DANA CUFF is a professor, author, and practitioner in architecture, and the director of cityLAB at UCLA. Her work focuses on affordable housing, modernism, suburban studies, the politics of place, and the spatial implications of new computer technologies. Cuff's research on postwar urbanism was published in a book titled The Provisional City (MIT 2000), she edited Fast Forward Urbanism with Roger Sherman (Princeton Architectural Press 2011), and she recently coauthored Urban Humanities: New Practices for Reimagining the City with her colleagues from the Urban Humanities Initiative (MIT 2020). She founded cityLAB in 2006 and has since concentrated her efforts around issues of spatial justice in the emerging metropolis. Dr. Cuff is widely published, the recipient of numerous fellowships, and lectures internationally. Three recent awards describe the arc of her career: Women in Architecture Activist of the Year (2019, Architectural Record), Researcher of the Year (2019, Architectural Research Centers Consortium), and Educator of the Year (2020, AIALA).
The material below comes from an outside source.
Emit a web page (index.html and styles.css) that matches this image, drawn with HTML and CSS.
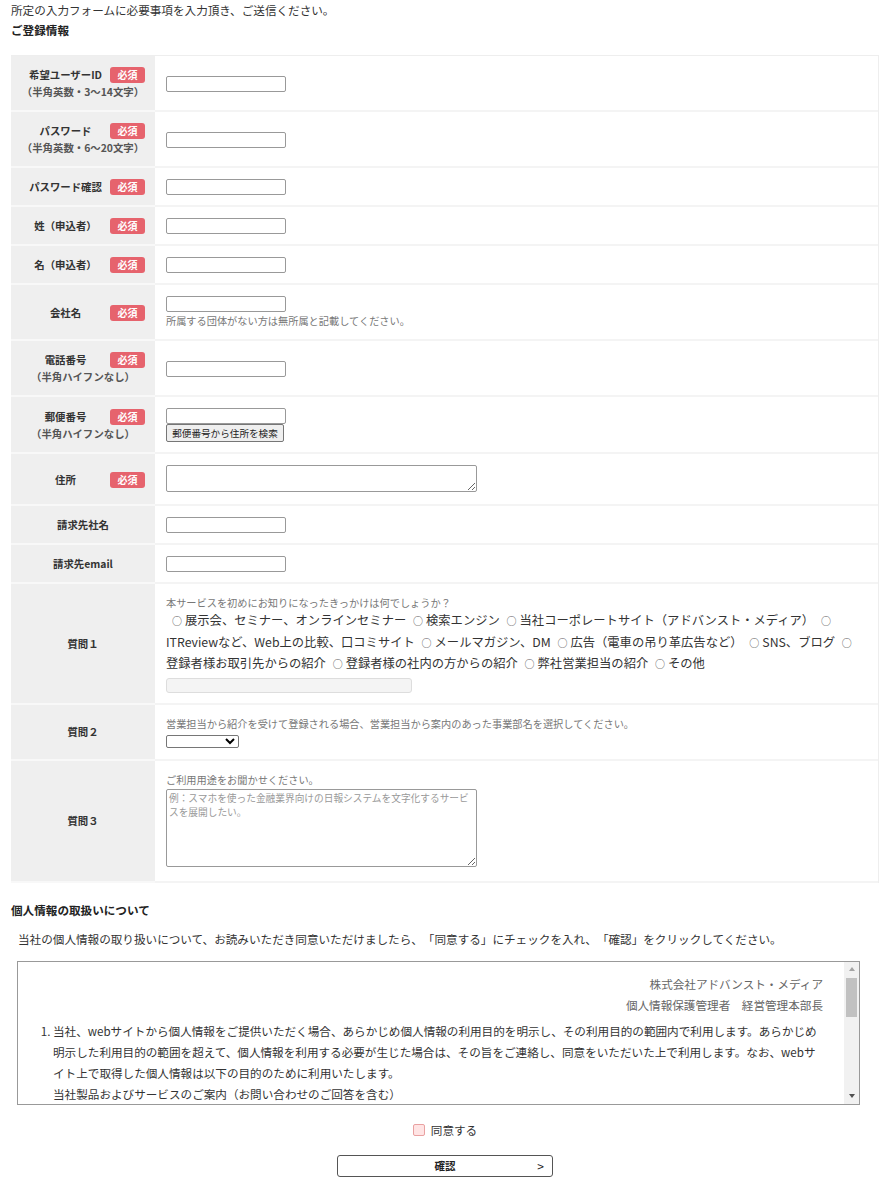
FILE: index.html
```html
<!DOCTYPE html>
<html lang="ja">
<head>
<meta charset="utf-8">
<title>ご登録情報</title>
<link rel="stylesheet" href="styles.css">
</head>
<body>
<div class="page">
  <p class="intro">所定の入力フォームに必要事項を入力頂き、ご送信ください。</p>
  <h2 class="sec-title">ご登録情報</h2>

  <table class="form-table">
    <tr>
      <th><div class="lab-line"><span class="lab">希望ユーザーID</span><span class="req">必須</span></div><div class="lab-sub">（半角英数・3〜14文字）</div></th>
      <td><input class="txt" type="text"></td>
    </tr>
    <tr>
      <th><div class="lab-line"><span class="lab">パスワード</span><span class="req">必須</span></div><div class="lab-sub">（半角英数・6〜20文字）</div></th>
      <td><input class="txt" type="password"></td>
    </tr>
    <tr>
      <th><div class="lab-line"><span class="lab">パスワード確認</span><span class="req">必須</span></div></th>
      <td><input class="txt" type="password"></td>
    </tr>
    <tr>
      <th><div class="lab-line"><span class="lab">姓（申込者）</span><span class="req">必須</span></div></th>
      <td><input class="txt" type="text"></td>
    </tr>
    <tr>
      <th><div class="lab-line"><span class="lab">名（申込者）</span><span class="req">必須</span></div></th>
      <td><input class="txt" type="text"></td>
    </tr>
    <tr>
      <th><div class="lab-line"><span class="lab">会社名</span><span class="req">必須</span></div></th>
      <td><input class="txt" type="text"><div class="note">所属する団体がない方は無所属と記載してください。</div></td>
    </tr>
    <tr>
      <th><div class="lab-line"><span class="lab">電話番号</span><span class="req">必須</span></div><div class="lab-sub">（半角ハイフンなし）</div></th>
      <td><input class="txt" type="text"></td>
    </tr>
    <tr>
      <th><div class="lab-line"><span class="lab">郵便番号</span><span class="req">必須</span></div><div class="lab-sub">（半角ハイフンなし）</div></th>
      <td><input class="txt" type="text"><button class="zip-btn" type="button">郵便番号から住所を検索</button></td>
    </tr>
    <tr>
      <th><div class="lab-line"><span class="lab">住所</span><span class="req">必須</span></div></th>
      <td><textarea class="ta-addr"></textarea></td>
    </tr>
    <tr>
      <th><div class="lab-line"><span class="lab">請求先社名</span></div></th>
      <td><input class="txt" type="text"></td>
    </tr>
    <tr>
      <th><div class="lab-line"><span class="lab">請求先email</span></div></th>
      <td><input class="txt" type="text"></td>
    </tr>
    <tr>
      <th><div class="lab-line"><span class="lab">質問１</span></div></th>
      <td>
        <div class="hint">本サービスを初めにお知りになったきっかけは何でしょうか？</div>
        <div class="opts"><span class="r first">○</span>展示会、セミナー、オンラインセミナー <span class="r">○</span>検索エンジン <span class="r">○</span>当社コーポレートサイト（アドバンスト・メディア） <span class="r">○</span><br>ITReviewなど、Web上の比較、口コミサイト <span class="r">○</span>メールマガジン、DM <span class="r">○</span>広告（電車の吊り革広告など） <span class="r">○</span>SNS、ブログ <span class="r">○</span><br>登録者様お取引先からの紹介 <span class="r">○</span>登録者様の社内の方からの紹介 <span class="r">○</span>弊社営業担当の紹介 <span class="r">○</span>その他</div>
        <input class="dis" type="text" disabled>
      </td>
    </tr>
    <tr>
      <th><div class="lab-line"><span class="lab">質問２</span></div></th>
      <td>
        <div class="hint">営業担当から紹介を受けて登録される場合、営業担当から案内のあった事業部名を選択してください。</div>
        <select class="sel"><option></option></select>
      </td>
    </tr>
    <tr>
      <th><div class="lab-line"><span class="lab">質問３</span></div></th>
      <td>
        <div class="hint">ご利用用途をお聞かせください。</div>
        <textarea class="ta-q3" placeholder="例：スマホを使った金融業界向けの日報システムを文字化するサービスを展開したい。"></textarea>
      </td>
    </tr>
  </table>

  <h2 class="sec-title sec-privacy">個人情報の取扱いについて</h2>
  <p class="lead">当社の個人情報の取り扱いについて、お読みいただき同意いただけましたら、「同意する」にチェックを入れ、「確認」をクリックしてください。</p>

  <div class="policy">
    <div class="policy-body">
      <p class="sign">株式会社アドバンスト・メディア</p>
      <p class="sign">個人情報保護管理者　経営管理本部長</p>
      <ol class="plist">
        <li>当社、webサイトから個人情報をご提供いただく場合、あらかじめ個人情報の利用目的を明示し、その利用目的の範囲内で利用します。あらかじめ明示した利用目的の範囲を超えて、個人情報を利用する必要が生じた場合は、その旨をご連絡し、同意をいただいた上で利用します。なお、webサイト上で取得した個人情報は以下の目的のために利用いたします。
          <ul class="sub">
            <li>当社製品およびサービスのご案内（お問い合わせのご回答を含む）</li>
            <li>当社製品およびサービスのご提供</li>
            <li>セミナー・イベント等のご案内</li>
          </ul>
        </li>
        <li>当社は、ご本人の同意がある場合または法令に基づく場合を除き、個人情報を第三者に提供いたしません。</li>
      </ol>
    </div>
    <div class="vscroll">
      <div class="arrow"><span class="tri-up"></span></div>
      <div class="track"><div class="thumb"></div></div>
      <div class="arrow"><span class="tri-down"></span></div>
    </div>
  </div>

  <div class="agree">
    <input class="chk" type="checkbox" id="agree">
    <label for="agree">同意する</label>
  </div>

  <button class="submit" type="button"><span></span><span class="submit-label">確認</span><span class="submit-arrow">&gt;</span></button>
</div>
</body>
</html>
```

FILE: styles.css
```css
html, body {
  margin: 0;
  padding: 0;
  background: #fff;
}

body {
  font-family: "Noto Sans CJK JP", "Noto Sans", sans-serif;
  font-size: 11.6px;
  line-height: 20px;
  color: #333;
  text-spacing-trim: space-all;
}

.page {
  padding: 0 14px 0 11px;
}

.intro {
  margin: 0;
  line-height: 20px;
}

.sec-title {
  margin: 0;
  font-size: 11.6px;
  font-weight: bold;
  line-height: 20px;
  color: #222;
}

.form-table {
  width: 100%;
  margin-top: 15px;
  border-collapse: separate;
  border-spacing: 0;
  border-top: 1px solid #eee;
  border-right: 1px solid #eee;
}

.form-table th {
  width: 144px;
  box-sizing: border-box;
  background: #efefef;
  padding: 11px 10px 10px;
  border-bottom: 2px solid #f8f8f8;
  vertical-align: middle;
  font-size: 10.4px;
  font-weight: bold;
  color: #333;
}

.form-table td {
  background: #fff;
  padding: 11px 11px 10px;
  border-bottom: 2px solid #f4f4f4;
  vertical-align: middle;
}

.lab-line {
  display: flex;
  align-items: center;
  height: 16px;
}

.lab {
  flex: 1;
  text-align: center;
  line-height: 16px;
  white-space: nowrap;
}

.req {
  width: 35px;
  height: 16px;
  line-height: 16px;
  background: #e6636d;
  color: #fff;
  border-radius: 3px;
  text-align: center;
  font-size: 10px;
}

.lab-sub {
  text-align: center;
  line-height: 17px;
  color: #555;
  white-space: nowrap;
}

.txt {
  display: block;
  width: 120px;
  height: 16px;
  box-sizing: border-box;
  margin: 0;
  padding: 0 2px;
  border: 1px solid #999;
  border-radius: 2px;
  font-size: 10px;
  background: #fff;
}

.note {
  font-size: 10.2px;
  line-height: 17px;
  color: #777;
}

.zip-btn {
  display: block;
  width: 118px;
  height: 18px;
  margin: 0;
  padding: 0;
  box-sizing: border-box;
  border: 1px solid #767676;
  border-radius: 2px;
  background: #efefef;
  font-family: inherit;
  font-size: 9.6px;
  line-height: 16px;
  color: #222;
}

.ta-addr {
  display: block;
  width: 311px;
  height: 27px;
  box-sizing: border-box;
  margin: 0 0 2px;
  border: 1px solid #999;
  border-radius: 2px;
  font-family: inherit;
}

.hint {
  font-size: 10.2px;
  line-height: 15px;
  color: #777;
  white-space: nowrap;
}

.opts {
  font-size: 12.3px;
  line-height: 21.5px;
  color: #333;
  white-space: nowrap;
}

.r {
  font-size: 10px;
  margin: 0 3px 0 4px;
  color: #555;
}

.r.first {
  margin-left: 6px;
}

.dis {
  display: block;
  width: 246px;
  height: 15px;
  box-sizing: border-box;
  margin: 3px 0 0;
  border: 1px solid #ddd;
  border-radius: 3px;
  background: #f4f4f4;
}

.sel {
  display: block;
  width: 73px;
  height: 13px;
  margin: 4px 0 1px;
  padding: 0;
  box-sizing: border-box;
  border: 1px solid #767676;
  border-radius: 2px;
  font-size: 8px;
  background: #fff;
}

.ta-q3 {
  display: block;
  width: 311px;
  height: 78px;
  box-sizing: border-box;
  margin: 2px 0 4px;
  padding: 1px 2px;
  border: 1px solid #999;
  border-radius: 2px;
  font-family: inherit;
  font-size: 9.7px;
  line-height: 14.5px;
}

.ta-q3::placeholder {
  color: #999;
}

.sec-privacy {
  margin-top: 17px;
}

.lead {
  margin: 9px 0 0;
  padding-left: 7px;
  line-height: 20px;
}

.policy {
  display: flex;
  width: 843px;
  height: 144px;
  box-sizing: border-box;
  margin: 12px 0 0 6px;
  border: 1px solid #999;
  overflow: hidden;
  line-height: 21px;
}

.policy-body {
  flex: 1;
  min-width: 0;
  padding: 12px 21px 0 20px;
  overflow: hidden;
}

.vscroll {
  width: 15px;
  flex: none;
  display: flex;
  flex-direction: column;
  background: #f1f1f1;
}

.arrow {
  height: 15px;
  display: flex;
  align-items: center;
  justify-content: center;
}

.tri-up {
  width: 0;
  height: 0;
  border-left: 3.5px solid transparent;
  border-right: 3.5px solid transparent;
  border-bottom: 4px solid #a3a3a3;
}

.tri-down {
  width: 0;
  height: 0;
  border-left: 3.5px solid transparent;
  border-right: 3.5px solid transparent;
  border-top: 4px solid #505050;
}

.track {
  flex: 1;
  padding: 1px 2px 0;
}

.thumb {
  height: 39px;
  background: #c1c1c1;
}

.sign {
  margin: 0;
  text-align: right;
  color: #666;
}

.plist {
  margin: 5px 0 0;
  padding-left: 15px;
}

.sub {
  list-style: none;
  margin: 0;
  padding: 0;
}

.agree {
  display: flex;
  justify-content: center;
  align-items: center;
  gap: 6px;
  margin-top: 15px;
  line-height: 20px;
}

.chk {
  appearance: none;
  -webkit-appearance: none;
  width: 12px;
  height: 12px;
  margin: 0;
  box-sizing: border-box;
  border: 1px solid #e9a1a1;
  border-radius: 2px;
  background: #ffe4e4;
}

.submit {
  display: grid;
  grid-template-columns: 1fr auto 1fr;
  align-items: center;
  width: 216px;
  height: 22px;
  margin: 15px auto 0;
  padding: 0;
  box-sizing: border-box;
  border: 1px solid #555;
  border-radius: 3px;
  background: #fff;
  font-family: inherit;
  color: #222;
}

.submit-label {
  font-size: 10.5px;
  font-weight: bold;
}

.submit-arrow {
  justify-self: end;
  padding-right: 8px;
  font-size: 12px;
}
```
BRIAN HOLLAND is an architect, researcher, and educator, and the creator and organizer of the Piggybacking Practices Virtual Symposium and Exhibition. He is an Assistant Professor of Architecture at the Fay Jones School of Architecture and Design at the University of Arkansas, and the founder of Open Set (theopenset.net), a design studio working at the intersection of architecture, urbanism, and ecology. From 2010–2011 he held the Howard E. Lefevre Fellowship at the Ohio State University, and from 2011–2018 he was assistant director of The New York Institute for Architecture and Urban Studies, where he led research and design studios exploring the future of architecture and urbanism in New York City. Holland has previously taught at Sarah Lawrence College, New Jersey Institute of Technology, Parsons School of Design, University of Pennsylvania, and the American University of Beirut. He received his M.Arch from the University of Pennsylvania, his B.Arch from Cal Poly Pomona, and is licensed to practice architecture in California and Arkansas.